Problem to solve
Without the pictures, output the lines of the material from the very first through the one that holds "import React from".

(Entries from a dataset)
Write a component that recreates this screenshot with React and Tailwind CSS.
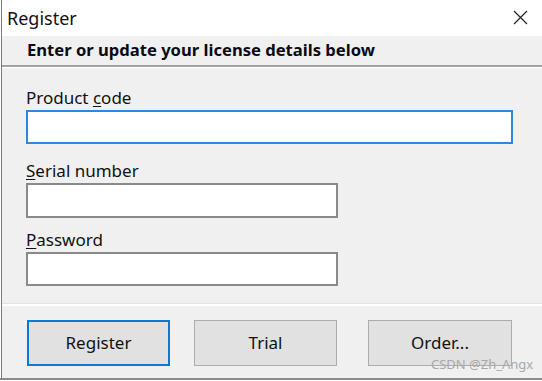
import React from "react";

export default function App() {
  const font = { fontFamily: '"Noto Sans", "Segoe UI", sans-serif' };
  return (
    <div
      className="relative w-[542px] h-[381px] bg-white overflow-hidden text-[#000]"
      style={font}
    >
      <div className="ml-[1px] h-[378px] border-l border-[#7a7a7a] flex flex-col bg-[#f0f0f0]">
        {/* title bar */}
        <div className="h-[36px] bg-white flex items-center justify-between pl-[5px] pr-[14px] shrink-0">
          <span className="text-[18px] leading-none text-[#111]">Register</span>
          <svg width="15" height="15" viewBox="0 0 15 15" className="mt-[-2px]">
            <path d="M1 1L14 14M14 1L1 14" stroke="#222" strokeWidth="1.2" fill="none" />
          </svg>
        </div>
        {/* header band */}
        <div className="h-[29px] flex items-center pl-[25px] shrink-0">
          <span className="text-[16.6px] font-bold leading-none text-[#0a0a14]">
            Enter or update your license details below
          </span>
        </div>
        <div className="h-[2px] bg-[#a0a0a0] shrink-0" />
        <div className="h-[1px] bg-white shrink-0" />
        {/* body */}
        <div className="flex-1 pl-[24px] flex flex-col">
          <label className="mt-[19px] text-[17px] leading-[22px] text-[#111]">
            Product <span className="underline underline-offset-2">c</span>ode
          </label>
          <div className="mt-[1px] w-[487px] h-[34px] bg-white border-2 border-[#2f86dc]" />
          <label className="mt-[16px] text-[17px] leading-[22px] text-[#111]">
            <span className="underline underline-offset-2">S</span>erial number
          </label>
          <div className="mt-[1px] w-[312px] h-[35px] bg-white border-2 border-[#8a8a8a]" />
          <label className="mt-[11px] text-[17px] leading-[22px] text-[#111]">
            <span className="underline underline-offset-2">P</span>assword
          </label>
          <div className="mt-[1px] w-[312px] h-[34px] bg-white border-2 border-[#8a8a8a]" />
        </div>
        <div className="h-[1px] bg-[#e3e3e3] shrink-0" />
        <div className="h-[2px] bg-white shrink-0" />
        {/* footer */}
        <div className="h-[72px] shrink-0 flex items-start pl-[25px] pt-[14px] gap-[24px]">
          <button className="w-[143px] h-[46px] bg-[#e1e1e1] border-2 border-[#0a78d7] text-[17px] text-[#111]">
            Register
          </button>
          <button className="w-[143px] h-[46px] bg-[#e1e1e1] border border-[#adadad] text-[17px] text-[#111]">
            Trial
          </button>
          <button className="w-[144px] h-[46px] bg-[#e1e1e1] border border-[#adadad] text-[17px] text-[#111] ml-[7px]">
            Order...
          </button>
        </div>
      </div>
      <div className="h-[2px] bg-[#8a8a8a]" />
      <span className="absolute left-[431px] top-[358px] text-[13px] leading-none text-[#a8a8a8]">
        CSDN @Zh_Angx
      </span>
    </div>
  );
}
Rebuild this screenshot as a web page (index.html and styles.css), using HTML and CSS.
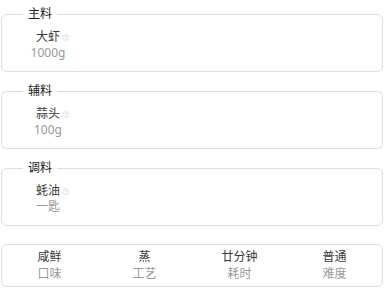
FILE: index.html
```html
<!DOCTYPE html>
<html lang="zh-CN">
<head>
  <meta charset="UTF-8" />
  <meta name="viewport" content="width=device-width, initial-scale=1.0"/>
  <title>菜谱详情</title>
  <link rel="stylesheet" href="styles.css">
</head>
<body>
  <div class="container">
    <fieldset class="group">
      <legend>主料</legend>
      <div class="items">
        <div class="item">
          <div class="item-name">大虾<svg class="tip" viewBox="0 0 8 8"><circle cx="4" cy="4" r="3.3"/><path d="M3 3.2a1 1 0 1 1 1.3 1L4 4.8M4 5.8v.3"/></svg></div>
          <div class="item-amount">1000g</div>
        </div>
      </div>
    </fieldset>

    <fieldset class="group">
      <legend>辅料</legend>
      <div class="items">
        <div class="item">
          <div class="item-name">蒜头<svg class="tip" viewBox="0 0 8 8"><circle cx="4" cy="4" r="3.3"/><path d="M3 3.2a1 1 0 1 1 1.3 1L4 4.8M4 5.8v.3"/></svg></div>
          <div class="item-amount">100g</div>
        </div>
      </div>
    </fieldset>

    <fieldset class="group">
      <legend>调料</legend>
      <div class="items">
        <div class="item">
          <div class="item-name">蚝油<svg class="tip" viewBox="0 0 8 8"><circle cx="4" cy="4" r="3.3"/><path d="M3 3.2a1 1 0 1 1 1.3 1L4 4.8M4 5.8v.3"/></svg></div>
          <div class="item-amount">一匙</div>
        </div>
      </div>
    </fieldset>

    <div class="stats">
      <div class="stat">
        <div class="stat-value">咸鲜</div>
        <div class="stat-label">口味</div>
      </div>
      <div class="stat">
        <div class="stat-value">蒸</div>
        <div class="stat-label">工艺</div>
      </div>
      <div class="stat">
        <div class="stat-value">廿分钟</div>
        <div class="stat-label">耗时</div>
      </div>
      <div class="stat">
        <div class="stat-value">普通</div>
        <div class="stat-label">难度</div>
      </div>
    </div>
  </div>
</body>
</html>
```

FILE: styles.css
```css
body {
  font-family: "Noto Sans", "Noto Sans CJK SC", sans-serif;
  font-size: 12px;
  color: #333;
  margin: 0;
  background: #fff;
}

.container {
  width: 382px;
  margin-left: 1px;
  padding-top: 7px;
}

.group {
  margin: 0 0 12px;
  padding: 9px 20px 10px;
  border: 1px solid #ddd;
  border-radius: 6px;
}

.group legend {
  margin-left: 1px;
  padding: 0 5px;
  line-height: 14px;
  color: #222;
}

.items {
  display: flex;
  gap: 10px;
}

.item {
  width: 52px;
  line-height: 14px;
  text-align: center;
}

.item-name {
  position: relative;
  display: inline-block;
  vertical-align: top;
  color: #3a3a3a;
}

.tip {
  position: absolute;
  left: calc(100% + 2px);
  top: 4px;
  width: 7px;
  height: 7px;
  fill: none;
  stroke: #d4d4d4;
  stroke-width: 0.8;
}

.item-amount {
  line-height: 17px;
  color: #999;
}

.stats {
  display: grid;
  grid-template-columns: repeat(4, 1fr);
  margin-top: 18px;
  padding: 4px 0 4px;
  border: 1px solid #ddd;
  border-radius: 6px;
  text-align: center;
}

.stat-value {
  line-height: 16px;
  color: #3a3a3a;
}

.stat-label {
  line-height: 17px;
  color: #999;
}
```
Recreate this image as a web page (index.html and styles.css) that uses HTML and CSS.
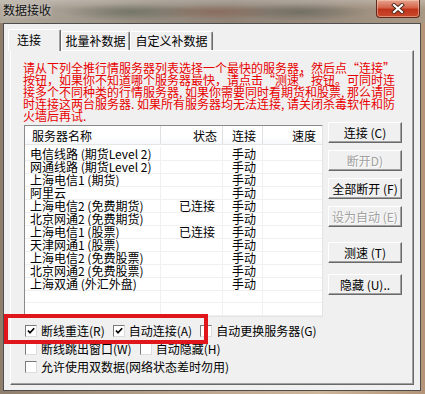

Solution
Write a component that recreates this screenshot with React and Tailwind CSS.
import React from "react";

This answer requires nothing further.